## begin SOURCE EXCERPT

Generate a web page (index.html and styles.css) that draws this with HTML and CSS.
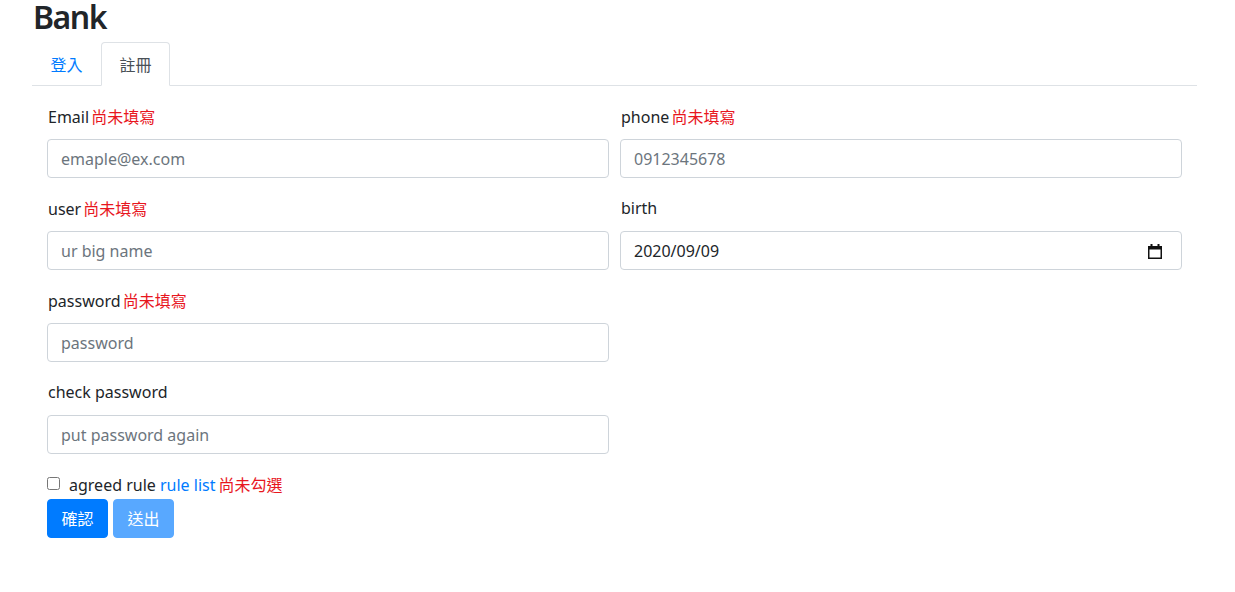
FILE: index.html
```html
<!DOCTYPE html>
<html lang="zh-Hant">
<head>
<meta charset="utf-8">
<title>Bank</title>
<link rel="stylesheet" href="styles.css">
</head>
<body>
<div class="container">
  <h2 class="title">Bank</h2>
  <ul class="tabs">
    <li class="tab"><a class="tab-link" href="#">登入</a></li>
    <li class="tab"><a class="tab-link active" href="#">註冊</a></li>
  </ul>
  <form class="form">
    <div class="grid">
      <div class="group">
        <label class="label">Email <span class="warn">尚未填寫</span></label>
        <input class="control" type="text" placeholder="emaple@ex.com">
      </div>
      <div class="group">
        <label class="label">phone <span class="warn">尚未填寫</span></label>
        <input class="control" type="text" placeholder="0912345678">
      </div>
      <div class="group">
        <label class="label">user <span class="warn">尚未填寫</span></label>
        <input class="control" type="text" placeholder="ur big name">
      </div>
      <div class="group">
        <label class="label">birth</label>
        <div class="date-wrap">
          <input class="control date" type="text" value="2020/09/09">
          <svg class="cal" width="16" height="16" viewBox="0 0 16 16" aria-hidden="true">
            <rect x="3.5" y="1" width="2" height="3" fill="#111"/>
            <rect x="10.5" y="1" width="2" height="3" fill="#111"/>
            <rect x="1" y="3" width="14" height="3.5" fill="#111"/>
            <rect x="1.75" y="3.75" width="12.5" height="11.5" fill="none" stroke="#111" stroke-width="1.5"/>
          </svg>
        </div>
      </div>
      <div class="group">
        <label class="label">password <span class="warn">尚未填寫</span></label>
        <input class="control" type="password" placeholder="password">
      </div>
      <div class="group empty"></div>
      <div class="group">
        <label class="label">check password</label>
        <input class="control" type="password" placeholder="put password again">
      </div>
    </div>
    <div class="check-row">
      <input class="check" type="checkbox" id="agree">
      <label class="check-label" for="agree">agreed rule <a class="link" href="#">rule list</a><span class="warn gap">尚未勾選</span></label>
    </div>
    <div class="buttons">
      <button class="btn" type="button">確認</button>
      <button class="btn disabled" type="button" disabled>送出</button>
    </div>
  </form>
</div>
</body>
</html>
```
FILE: styles.css
```css
* { box-sizing: border-box; }
html, body { margin: 0; padding: 0; background: #fff; }
body {
  font-family: "Noto Sans", "Noto Sans CJK TC", sans-serif;
  font-size: 16px;
  color: #212529;
}
.container {
  padding: 0 38px 0 32px;
}
.title {
  margin: 0;
  height: 42px;
  font-size: 32px;
  font-weight: 600;
  line-height: 34px;
  letter-spacing: -1.5px;
  padding-left: 1px;
  color: #212529;
}
.tabs {
  list-style: none;
  margin: 0;
  padding: 0;
  display: flex;
  border-bottom: 1px solid #dee2e6;
}
.tab { margin-bottom: -1px; }
.tab-link {
  display: block;
  height: 44px;
  line-height: 42px;
  padding: 0 17.5px;
  border: 1px solid transparent;
  border-radius: 4px 4px 0 0;
  color: #007bff;
  text-decoration: none;
  font-family: "Noto Sans CJK TC", sans-serif;
}
.tab-link.active {
  color: #495057;
  background: #fff;
  border-color: #dee2e6 #dee2e6 #fff;
}
.form {
  padding: 16px 15px 0;
}
.grid {
  display: grid;
  grid-template-columns: 1fr 1fr;
  column-gap: 11px;
}
.group {
  margin-bottom: 16px;
}
.group.empty { margin: 0; }
.label {
  display: block;
  height: 29px;
  line-height: 29px;
  margin-bottom: 8px;
  padding-left: 1px;
}
.warn {
  color: #e8161e;
  font-family: "Noto Sans CJK TC", sans-serif;
  margin-left: -2px;
}
.warn.gap { margin-left: 3px; }
.control {
  display: block;
  width: 100%;
  height: 39px;
  padding: 0 13px;
  font: inherit;
  font-size: 16px;
  color: #495057;
  background: #fff;
  border: 1px solid #ced4da;
  border-radius: 4px;
  outline: none;
}
.control::placeholder { color: #6c757d; opacity: 1; }
.date-wrap { position: relative; }
.date { color: #212529; }
.cal {
  position: absolute;
  right: 19px;
  top: 12px;
}
.check-row {
  display: flex;
  align-items: center;
  height: 29px;
}
.check {
  width: 13px;
  height: 13px;
  margin: 0 9px 0 0;
  position: relative;
  top: -1px;
}
.check-label { line-height: 29px; }
.link { color: #007bff; text-decoration: none; }
.buttons {
  display: flex;
  gap: 5px;
}
.btn {
  height: 39px;
  padding: 0 13.5px 2px;
  font-family: "Noto Sans CJK TC", sans-serif;
  font-size: 16px;
  color: #fff;
  background: #007bff;
  border: 1px solid #007bff;
  border-radius: 4px;
  cursor: pointer;
}
.btn.disabled {
  opacity: 0.65;
  cursor: default;
}
```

## end SOURCE EXCERPT

YOUR GOAL: Each line of the data is to be duplicated exactly; pictures stay out of the copy.

TASK OUTPUT:
Generate a web page (index.html and styles.css) that draws this with HTML and CSS.
FILE: index.html
```html
<!DOCTYPE html>
<html lang="zh-Hant">
<head>
<meta charset="utf-8">
<title>Bank</title>
<link rel="stylesheet" href="styles.css">
</head>
<body>
<div class="container">
  <h2 class="title">Bank</h2>
  <ul class="tabs">
    <li class="tab"><a class="tab-link" href="#">登入</a></li>
    <li class="tab"><a class="tab-link active" href="#">註冊</a></li>
  </ul>
  <form class="form">
    <div class="grid">
      <div class="group">
        <label class="label">Email <span class="warn">尚未填寫</span></label>
        <input class="control" type="text" placeholder="emaple@ex.com">
      </div>
      <div class="group">
        <label class="label">phone <span class="warn">尚未填寫</span></label>
        <input class="control" type="text" placeholder="0912345678">
      </div>
      <div class="group">
        <label class="label">user <span class="warn">尚未填寫</span></label>
        <input class="control" type="text" placeholder="ur big name">
      </div>
      <div class="group">
        <label class="label">birth</label>
        <div class="date-wrap">
          <input class="control date" type="text" value="2020/09/09">
          <svg class="cal" width="16" height="16" viewBox="0 0 16 16" aria-hidden="true">
            <rect x="3.5" y="1" width="2" height="3" fill="#111"/>
            <rect x="10.5" y="1" width="2" height="3" fill="#111"/>
            <rect x="1" y="3" width="14" height="3.5" fill="#111"/>
            <rect x="1.75" y="3.75" width="12.5" height="11.5" fill="none" stroke="#111" stroke-width="1.5"/>
          </svg>
        </div>
      </div>
      <div class="group">
        <label class="label">password <span class="warn">尚未填寫</span></label>
        <input class="control" type="password" placeholder="password">
      </div>
      <div class="group empty"></div>
      <div class="group">
        <label class="label">check password</label>
        <input class="control" type="password" placeholder="put password again">
      </div>
    </div>
    <div class="check-row">
      <input class="check" type="checkbox" id="agree">
      <label class="check-label" for="agree">agreed rule <a class="link" href="#">rule list</a><span class="warn gap">尚未勾選</span></label>
    </div>
    <div class="buttons">
      <button class="btn" type="button">確認</button>
      <button class="btn disabled" type="button" disabled>送出</button>
    </div>
  </form>
</div>
</body>
</html>
```
FILE: styles.css
```css
* { box-sizing: border-box; }
html, body { margin: 0; padding: 0; background: #fff; }
body {
  font-family: "Noto Sans", "Noto Sans CJK TC", sans-serif;
  font-size: 16px;
  color: #212529;
}
.container {
  padding: 0 38px 0 32px;
}
.title {
  margin: 0;
  height: 42px;
  font-size: 32px;
  font-weight: 600;
  line-height: 34px;
  letter-spacing: -1.5px;
  padding-left: 1px;
  color: #212529;
}
.tabs {
  list-style: none;
  margin: 0;
  padding: 0;
  display: flex;
  border-bottom: 1px solid #dee2e6;
}
.tab { margin-bottom: -1px; }
.tab-link {
  display: block;
  height: 44px;
  line-height: 42px;
  padding: 0 17.5px;
  border: 1px solid transparent;
  border-radius: 4px 4px 0 0;
  color: #007bff;
  text-decoration: none;
  font-family: "Noto Sans CJK TC", sans-serif;
}
.tab-link.active {
  color: #495057;
  background: #fff;
  border-color: #dee2e6 #dee2e6 #fff;
}
.form {
  padding: 16px 15px 0;
}
.grid {
  display: grid;
  grid-template-columns: 1fr 1fr;
  column-gap: 11px;
}
.group {
  margin-bottom: 16px;
}
.group.empty { margin: 0; }
.label {
  display: block;
  height: 29px;
  line-height: 29px;
  margin-bottom: 8px;
  padding-left: 1px;
}
.warn {
  color: #e8161e;
  font-family: "Noto Sans CJK TC", sans-serif;
  margin-left: -2px;
}
.warn.gap { margin-left: 3px; }
.control {
  display: block;
  width: 100%;
  height: 39px;
  padding: 0 13px;
  font: inherit;
  font-size: 16px;
  color: #495057;
  background: #fff;
  border: 1px solid #ced4da;
  border-radius: 4px;
  outline: none;
}
.control::placeholder { color: #6c757d; opacity: 1; }
.date-wrap { position: relative; }
.date { color: #212529; }
.cal {
  position: absolute;
  right: 19px;
  top: 12px;
}
.check-row {
  display: flex;
  align-items: center;
  height: 29px;
}
.check {
  width: 13px;
  height: 13px;
  margin: 0 9px 0 0;
  position: relative;
  top: -1px;
}
.check-label { line-height: 29px; }
.link { color: #007bff; text-decoration: none; }
.buttons {
  display: flex;
  gap: 5px;
}
.btn {
  height: 39px;
  padding: 0 13.5px 2px;
  font-family: "Noto Sans CJK TC", sans-serif;
  font-size: 16px;
  color: #fff;
  background: #007bff;
  border: 1px solid #007bff;
  border-radius: 4px;
  cursor: pointer;
}
.btn.disabled {
  opacity: 0.65;
  cursor: default;
}
```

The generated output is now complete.